Aim of the exercise
Give back exactly the lines from the beginning of the listing below to the line holding "import clsx from 'clsx';", both ends included; the pictures stay out.

━━━━━━━━━━━━━━━━━━━━

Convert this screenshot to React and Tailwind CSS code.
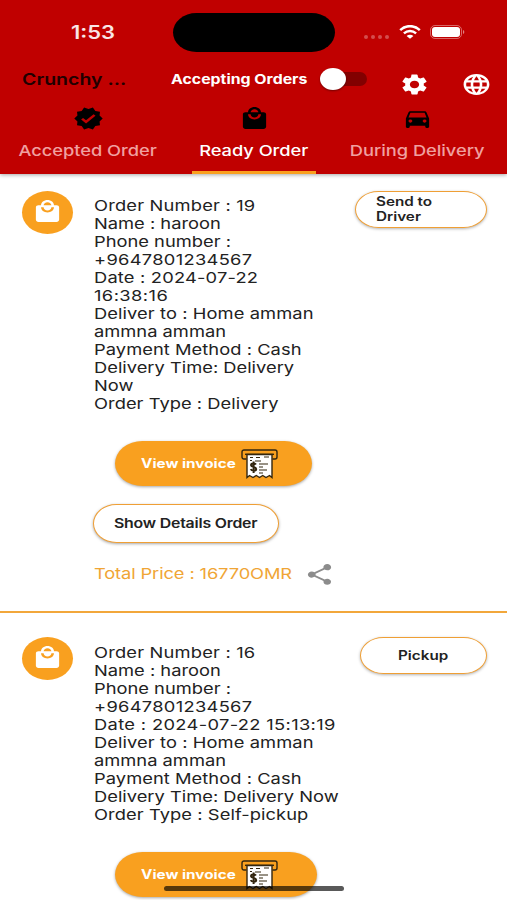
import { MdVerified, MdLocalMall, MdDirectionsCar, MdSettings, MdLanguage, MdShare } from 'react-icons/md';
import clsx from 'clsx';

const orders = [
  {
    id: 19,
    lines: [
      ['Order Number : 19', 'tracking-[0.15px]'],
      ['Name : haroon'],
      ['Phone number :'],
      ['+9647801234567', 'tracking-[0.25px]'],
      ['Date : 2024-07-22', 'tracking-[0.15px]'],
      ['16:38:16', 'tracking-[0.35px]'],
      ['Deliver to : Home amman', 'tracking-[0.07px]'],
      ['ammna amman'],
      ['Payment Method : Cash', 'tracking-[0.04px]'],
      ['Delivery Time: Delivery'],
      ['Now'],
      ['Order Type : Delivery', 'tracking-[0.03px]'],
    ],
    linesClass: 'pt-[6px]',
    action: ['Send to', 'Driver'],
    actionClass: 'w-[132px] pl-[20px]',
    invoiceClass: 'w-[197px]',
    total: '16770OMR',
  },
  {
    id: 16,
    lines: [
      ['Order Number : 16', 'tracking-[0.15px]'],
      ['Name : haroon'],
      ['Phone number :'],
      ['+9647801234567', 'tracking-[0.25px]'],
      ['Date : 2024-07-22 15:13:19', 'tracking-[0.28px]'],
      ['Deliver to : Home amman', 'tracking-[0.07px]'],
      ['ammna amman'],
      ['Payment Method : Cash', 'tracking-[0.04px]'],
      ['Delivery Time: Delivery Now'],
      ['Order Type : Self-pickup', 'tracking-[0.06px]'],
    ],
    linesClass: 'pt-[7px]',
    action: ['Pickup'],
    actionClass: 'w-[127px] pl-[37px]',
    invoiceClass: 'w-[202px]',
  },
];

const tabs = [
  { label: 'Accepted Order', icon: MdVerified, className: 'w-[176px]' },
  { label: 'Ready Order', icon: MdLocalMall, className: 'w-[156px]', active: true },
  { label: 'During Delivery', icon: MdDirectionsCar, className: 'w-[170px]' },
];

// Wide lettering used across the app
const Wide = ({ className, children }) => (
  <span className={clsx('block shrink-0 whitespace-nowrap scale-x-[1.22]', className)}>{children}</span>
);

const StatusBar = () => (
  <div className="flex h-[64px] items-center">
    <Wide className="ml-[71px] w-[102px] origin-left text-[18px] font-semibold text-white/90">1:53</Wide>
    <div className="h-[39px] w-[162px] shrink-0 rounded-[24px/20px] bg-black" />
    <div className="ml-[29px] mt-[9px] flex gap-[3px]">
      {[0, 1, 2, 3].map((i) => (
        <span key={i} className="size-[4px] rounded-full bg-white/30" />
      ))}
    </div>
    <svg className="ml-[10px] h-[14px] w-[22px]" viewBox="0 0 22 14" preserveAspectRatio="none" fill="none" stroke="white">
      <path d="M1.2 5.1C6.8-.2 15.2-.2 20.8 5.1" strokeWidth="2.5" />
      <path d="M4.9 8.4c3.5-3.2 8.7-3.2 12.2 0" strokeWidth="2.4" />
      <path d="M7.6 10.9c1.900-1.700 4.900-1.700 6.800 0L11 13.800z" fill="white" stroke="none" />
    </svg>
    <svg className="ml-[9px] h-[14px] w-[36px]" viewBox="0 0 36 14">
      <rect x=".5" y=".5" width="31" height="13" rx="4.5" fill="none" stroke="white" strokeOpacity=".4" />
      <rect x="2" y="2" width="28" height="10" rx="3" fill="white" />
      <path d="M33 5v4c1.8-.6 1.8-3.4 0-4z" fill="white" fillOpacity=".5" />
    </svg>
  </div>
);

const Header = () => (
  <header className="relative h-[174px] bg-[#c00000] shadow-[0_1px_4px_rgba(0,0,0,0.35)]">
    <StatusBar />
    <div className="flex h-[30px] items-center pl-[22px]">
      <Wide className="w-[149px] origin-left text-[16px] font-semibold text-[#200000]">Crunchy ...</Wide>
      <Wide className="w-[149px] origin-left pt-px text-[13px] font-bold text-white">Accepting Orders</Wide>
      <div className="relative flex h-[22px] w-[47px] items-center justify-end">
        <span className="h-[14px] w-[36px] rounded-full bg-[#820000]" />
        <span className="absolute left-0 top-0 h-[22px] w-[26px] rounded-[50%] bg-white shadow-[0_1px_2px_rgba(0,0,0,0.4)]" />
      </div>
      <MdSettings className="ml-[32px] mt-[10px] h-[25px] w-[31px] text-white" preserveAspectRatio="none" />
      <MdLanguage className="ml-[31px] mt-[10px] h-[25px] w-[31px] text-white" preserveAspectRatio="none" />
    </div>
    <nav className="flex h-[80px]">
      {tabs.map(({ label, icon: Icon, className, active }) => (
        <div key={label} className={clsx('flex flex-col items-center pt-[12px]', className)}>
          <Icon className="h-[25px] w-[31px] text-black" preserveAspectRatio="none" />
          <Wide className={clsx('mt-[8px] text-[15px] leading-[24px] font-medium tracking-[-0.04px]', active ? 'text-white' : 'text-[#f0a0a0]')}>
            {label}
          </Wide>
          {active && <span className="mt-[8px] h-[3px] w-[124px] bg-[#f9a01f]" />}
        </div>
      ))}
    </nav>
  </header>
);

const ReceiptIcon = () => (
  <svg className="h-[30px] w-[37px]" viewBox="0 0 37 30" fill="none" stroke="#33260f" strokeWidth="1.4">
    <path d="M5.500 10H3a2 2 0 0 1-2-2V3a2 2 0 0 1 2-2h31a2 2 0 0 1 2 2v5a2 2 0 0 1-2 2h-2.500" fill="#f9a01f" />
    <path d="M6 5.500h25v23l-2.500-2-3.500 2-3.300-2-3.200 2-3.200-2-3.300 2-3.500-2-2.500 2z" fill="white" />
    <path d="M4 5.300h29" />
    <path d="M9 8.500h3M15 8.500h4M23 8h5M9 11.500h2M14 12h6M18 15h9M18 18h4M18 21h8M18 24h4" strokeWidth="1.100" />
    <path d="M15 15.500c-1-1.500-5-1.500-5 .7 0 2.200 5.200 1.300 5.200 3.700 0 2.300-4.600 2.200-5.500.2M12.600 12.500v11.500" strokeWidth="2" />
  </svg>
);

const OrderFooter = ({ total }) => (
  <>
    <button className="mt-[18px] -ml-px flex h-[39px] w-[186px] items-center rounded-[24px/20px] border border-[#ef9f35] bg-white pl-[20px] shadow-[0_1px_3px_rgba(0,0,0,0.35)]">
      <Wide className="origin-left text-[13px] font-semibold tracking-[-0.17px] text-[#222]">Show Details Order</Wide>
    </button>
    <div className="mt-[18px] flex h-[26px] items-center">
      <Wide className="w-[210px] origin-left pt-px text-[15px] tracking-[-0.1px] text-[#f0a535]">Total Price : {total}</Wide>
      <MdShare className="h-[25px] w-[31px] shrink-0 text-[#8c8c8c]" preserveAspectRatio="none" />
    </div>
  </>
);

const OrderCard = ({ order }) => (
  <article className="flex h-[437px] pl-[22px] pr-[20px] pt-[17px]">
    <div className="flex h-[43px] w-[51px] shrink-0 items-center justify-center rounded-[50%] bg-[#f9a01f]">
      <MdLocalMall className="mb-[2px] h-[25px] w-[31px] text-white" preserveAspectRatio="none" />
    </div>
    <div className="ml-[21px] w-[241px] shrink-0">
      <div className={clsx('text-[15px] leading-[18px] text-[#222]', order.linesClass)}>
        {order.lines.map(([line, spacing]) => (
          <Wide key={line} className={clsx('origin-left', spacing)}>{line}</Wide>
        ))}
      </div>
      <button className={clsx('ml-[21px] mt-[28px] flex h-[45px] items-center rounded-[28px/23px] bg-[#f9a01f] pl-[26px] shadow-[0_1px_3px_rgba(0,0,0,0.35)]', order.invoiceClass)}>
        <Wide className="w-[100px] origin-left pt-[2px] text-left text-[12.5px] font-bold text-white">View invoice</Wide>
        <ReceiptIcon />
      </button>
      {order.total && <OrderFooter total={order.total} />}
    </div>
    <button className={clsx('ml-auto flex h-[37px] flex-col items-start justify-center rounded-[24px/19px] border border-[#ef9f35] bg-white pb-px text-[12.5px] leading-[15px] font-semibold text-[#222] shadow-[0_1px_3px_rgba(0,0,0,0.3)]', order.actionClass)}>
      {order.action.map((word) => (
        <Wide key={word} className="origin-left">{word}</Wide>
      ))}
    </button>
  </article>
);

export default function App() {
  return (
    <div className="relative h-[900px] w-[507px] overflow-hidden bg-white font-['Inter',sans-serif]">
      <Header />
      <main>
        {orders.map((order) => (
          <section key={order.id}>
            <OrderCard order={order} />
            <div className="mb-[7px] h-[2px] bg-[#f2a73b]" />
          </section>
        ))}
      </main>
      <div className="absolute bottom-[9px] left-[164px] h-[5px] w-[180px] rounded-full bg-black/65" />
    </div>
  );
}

━━━━━━━━━━━━━━━━━━━━

The response
Convert this screenshot to React and Tailwind CSS code.
import { MdVerified, MdLocalMall, MdDirectionsCar, MdSettings, MdLanguage, MdShare } from 'react-icons/md';
import clsx from 'clsx';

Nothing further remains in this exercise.